Home » News » News Library » PCJF condemns proposals to close White House area to protests

PCJF condemns proposals to close White House area to protests

An outrageous assault on free speech

“The Secret Service’s security failures inside the perimeter of the White House grounds do not provide a legitimate basis for extinguishing the First Amendment rights of the American public outside those grounds, on the White House sidewalk and Pennsylvania Avenue, and should not be used as a pretext to accomplish those aims,” stated Mara Verheyden-Hilliard, constitutional rights attorney and Executive Director of the Partnership for Civil Justice Fund.

“Closing the White House sidewalk or Pennsylvania Avenue to protest, or setting up checkpoints, would be an outrageous assault on free speech rights in the United States,” stated Ms. Verheyden-Hilliard. “In fact, any such action would be an unconstitutional abridgment and illegal removal from public access of one of the most important, vibrant, historical and critical public fora that exists for the purpose of free expression.”

“The lifeblood of democracy is the access by the people to public and proximate space to influence the government which returns regularly to proposals to keep the people as far away as possible,” stated constitutional rights attorney Carl Messineo, Legal Director of the PCJF. “Time and again the government has tried to restrict access to public space for free speech activities, and time and again it has been up to a vigilant public and civil liberties advocates to stop these incursions.”

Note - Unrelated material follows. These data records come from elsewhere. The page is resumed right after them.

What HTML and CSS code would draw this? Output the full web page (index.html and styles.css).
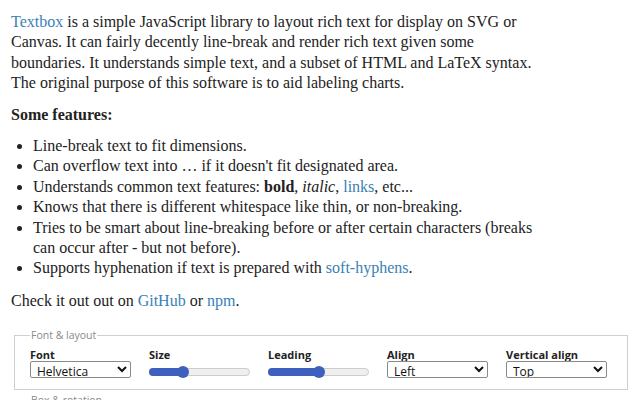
FILE: index.html
```
<!DOCTYPE html>
<html>
<head>
<meta charset="utf-8">
<link rel="stylesheet" href="styles.css">
</head>
<body>
<p class="intro"><a href="#">Textbox</a> is a simple JavaScript library to layout rich text for display on SVG or<br>Canvas. It can fairly decently line-break and render rich text given some<br>boundaries. It understands simple text, and a subset of HTML and LaTeX syntax.<br>The original purpose of this software is to aid labeling charts.</p>
<p class="heading"><strong>Some features:</strong></p>
<ul class="features">
<li>Line-break text to fit dimensions.</li>
<li>Can overflow text into &hellip; if it doesn't fit designated area.</li>
<li>Understands common text features: <b>bold</b>, <i>italic</i>, <a href="#">links</a>, etc...</li>
<li>Knows that there is different whitespace like thin, or non-breaking.</li>
<li>Tries to be smart about line-breaking before or after certain characters (breaks can occur after - but not before).</li>
<li>Supports hyphenation if text is prepared with <a href="#">soft-hyphens</a>.</li>
</ul>
<p class="check">Check it out out on <a href="#">GitHub</a> or <a href="#">npm</a>.</p>
<fieldset class="group">
<legend>Font &amp; layout</legend>
<div class="controls">
<label class="ctrl"><span class="lbl">Font</span>
<select class="sel"><option>Helvetica</option></select></label>
<label class="ctrl"><span class="lbl">Size</span>
<span class="range"><span class="fill" style="width:33%"></span><span class="thumb" style="left:33%"></span></span></label>
<label class="ctrl"><span class="lbl">Leading</span>
<span class="range"><span class="fill" style="width:50%"></span><span class="thumb" style="left:50%"></span></span></label>
<label class="ctrl"><span class="lbl">Align</span>
<select class="sel"><option>Left</option></select></label>
<label class="ctrl"><span class="lbl">Vertical align</span>
<select class="sel"><option>Top</option></select></label>
</div>
</fieldset>
<fieldset class="group second">
<legend>Box &amp; rotation</legend>
<div class="controls"></div>
</fieldset>
</body>
</html>
```
FILE: styles.css
```
html, body { margin: 0; padding: 0; background: #fff; }
body {
  padding: 12px 11px 0 11px;
  font-family: "Liberation Serif", serif;
  font-size: 16px;
  line-height: 20.4px;
  color: #222;
}
a { color: #3a7fb5; text-decoration: none; }
p { margin: 0; }
.intro { white-space: nowrap; }
.heading { margin-top: 11px; }
.features { margin: 11px 0 0 0; padding-left: 22px; width: 500px; }
.check { margin-top: 12px; }
.group {
  margin: 18px 1px 0 3px;
  border: 1px solid #cfcfcf;
  padding: 7px 15px 11px 15px;
  font-family: "Open Sans", sans-serif;
}
.group.second { margin-top: 4px; }
.group legend {
  font-size: 10.5px;
  color: #8a8a8a;
  padding: 0 1px;
  line-height: 12px;
}
.controls { display: flex; gap: 18px; }
.ctrl { display: flex; flex-direction: column; width: 101px; }
.lbl { font-size: 11px; font-weight: 700; color: #222; line-height: 13px; margin-bottom: 0; }
.sel {
  font-family: "Open Sans", sans-serif;
  font-size: 12px;
  height: 17px;
  border: 1px solid #8a8a8a;
  border-radius: 2px;
  background: #fff;
  color: #111;
  padding: 0 2px;
}
.range {
  position: relative;
  height: 6px;
  margin: 7px 0 0 0;
  border: 1px solid #cdcdcd;
  border-radius: 5px;
  background: #efefef;
}
.fill {
  position: absolute; left: -1px; top: -1px; bottom: -1px;
  background: #3d5fbd; border-radius: 5px;
}
.thumb {
  position: absolute; top: 50%; width: 12px; height: 12px;
  margin: -6px 0 0 -6px;
  border-radius: 50%; background: #3d5fbd;
}
```
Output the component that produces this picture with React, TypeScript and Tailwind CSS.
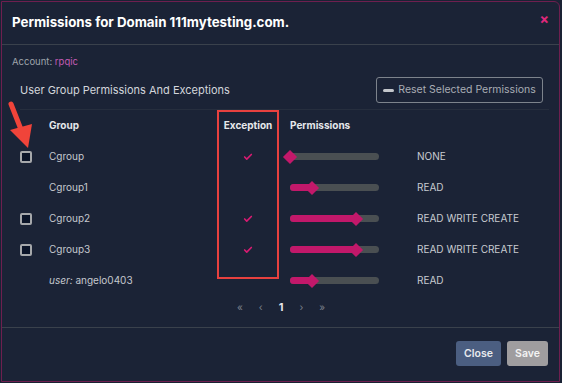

The White House sidewalk and Pennsylvania Avenue are a central site for demonstrations and pickets as people come to petition their government.

The first mass assembly protest in front of the White House in the post 9-11 period took place on Sept. 24, 2005, when the Partnership for Civil Justice Fund successfully obtained a permit for an anti-war demonstration overcoming the government’s four-year ban on such activity. Approximately 300,000 people marched on Pennsylvania Avenue directly in front of the White House. It was the first mass assembly that had been allowed there in those four years and since then (as prior to September 11) there have been many demonstrations, spontaneous or planned, large and small.

Last September, when President Obama held a Rose Garden press conference about the possibility of new airstrikes on Syria, the White House press corps reported that antiwar protesters on the White House sidewalk could be heard in the background of their live feeds. Officers immediately began ordering protesters off of the adjacent sidewalk where they had lawfully assembled. The Associated Press reported that these proposed new restrictive regulations on access to public space around the White House are the product of previous planning for a change in policy. This recent incursion is being used as the pretext, the triggering event for the public unveiling of the proposals.

“This is not just about ‘security’ concerns,” stated Ms. Verheyden-Hilliard. “This is part of a growing trend that we are fighting in the removal of public space from the people, to whom it rightfully belongs.”

We are witnessing a systematic effort in Washington, D.C., and around the country to restrict access to spaces where the public has gathered together for the exercise of cherished free speech rights, to engage in dissent and redress grievances. Each effort to reduce the use of public space for protest and assembly has been heralded by an urgent pretext of either “national security” or the protection of public space from the normal, incidental effects on land and grass of public use.

The Partnership for Civil Justice Fund has brought constitutional rights litigation as well as national public advocacy campaigns to keep public space open and available to the public. The PCJF successfully litigated the right of the people to have mass assembly on the Great Lawn of Central Park when the Bloomberg administration sought to close the area to protest under the pretext of protecting the grass. Similarly, in 2008 the PCJF launched a successful campaign to stop the National Park Service from driving mass protest from the National Mall also under the pretext of protecting the grass, a challenge that six year later is returning to the fore. The PCJF brought the litigation that struck down the D.C. police department’s unprecedented military-style checkpoint program winning a unanimous ruling at the U.S. Court of Appeals for the D.C. Circuit which found the checkpoints unconstitutional. The PCJF is currently litigating the right of access for free speech along Pennsylvania Avenue at the Inauguration (as it has since 2001) as well as bringing numerous other free speech and public space cases.